Apple's revenue grew but profit was flat in its first fiscal quarter of 2013, during which sales of iPhones and iPads rose, but Mac and iPod shipments dropped.
Apple reported a net profit of $13.1 billion for the quarter ended Dec. 29, matching the profit reported in 2012's first fiscal quarter. Earnings per share were $13.81, which was higher than the consensus estimate of $13.47 from analysts polled by Thomson Reuters.
The company reported revenue of $54.5 billion, up from $46.3 billion year on year.
Sales of Mac computers and iPods fell during the quarter. Mac sales totaled 4.1 million, dropping from 5.2 million. The fall in Mac shipments comes amid struggles in the personal computer market. Worldwide PC shipments fell by 6.4% during the fourth calendar quarter of 2012 compared to the same quarter in 2011, according to research firm IDC.
IPod shipments fell to 12.7 million units compared to 15.4 million units in the year-ago quarter.
Apple blamed a shorter, 13-week quarter and a shortage of new iMacs for the lower Mac shipments. Apple announced iMacs with 21.5-inch and 27-inch screens in October, but shipments started only later in the quarter as supplies of the all-in-one desktop systems were constrained.
IMac shipments were down by 700,000 units year over year, and sales would have been stronger had the computers become available sooner, said Tim Cook, Apple's CEO, during a conference call.
Cook also acknowledged that a weakness in the PC market may have had an effect on Mac shipments, and that growth in iPads also hurt Mac shipments to a limited extent.
Apple sold 47.8 million iPhones during the first quarter, growing from 37 million. Apple sold 22.9 million iPads, growing from 15.4 million.
Apple now offers two iPads -- the fourth-generation iPad with a 9.7-inch screen and the iPad Mini with a 7.9-inch screen. Apple did not provide a breakdown of specific sales related to each iPad model, but there have been concerns among analysts that the iPad Mini sales are affecting the fourth-generation iPad sales. Apple shipped the new iPad models in early November and announced it had sold 3 million units in the first three days.
Apple executives did not break down iPad and iPad Mini shipments. However, Cook said demand for both products was strong.

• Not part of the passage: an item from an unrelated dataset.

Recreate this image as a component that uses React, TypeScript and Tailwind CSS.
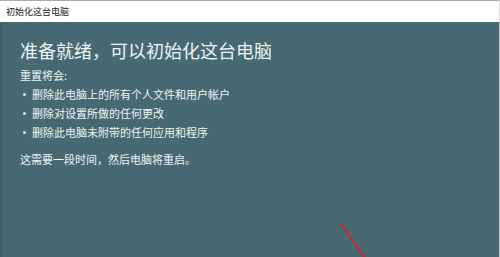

"For last quarter we had strong sales of iPad and iPad Mini," Cook said, avoiding any breakdown between the products that might have shown the less expensive Mini stealing sales from the iPad.
The supplies of iPad Mini tablets will remain constrained, and the company ended the quarter with a backlog of orders, said Peter Oppenheimer, Apple's chief financial officer, during the call.
Cook also acknowledged iPads cannibalizing Mac sales. The company knows the iPad will affect Mac sales, just as iPhones have cannibalized iPods.
"Cannibalization is a huge opportunity for us. Our base philosophy is never to fear cannibalization," Cook said.
Nevertheless, the Mac remains strong, and there is tremendous demand for the iMac, Cook said. Macs have an opportunity to grow as the Windows PC market falters, Cook said.
In the same vein, Apple's tablets have an opportunity to grow as the PC market weakens, Cook said.
With larger-screen Android smartphones becoming available, Cook also defended the iPhone 5's 4-inch screen size, calling it the "most advanced display in the industry."
A lot of thinking went into screen sizes, Cook said, adding that the iPhone 5 provides a larger screen size without sacrificing ease of use.
"We've picked the right one," Cook said.
Next week, LTE support on the iPhone 5 will become available to customers in 36 more countries, Cook said. Today, 24 carriers around the world offer LTE support.
Cook also touched upon the importance of the China market, which was Apple's second-largest market in terms of revenue during the first quarter. Apple took in $7.3 billion in revenue from the Greater China market, which grew by 60% year over year.
Apple is projecting revenue for the second quarter to be between $41 billion and $43 billion.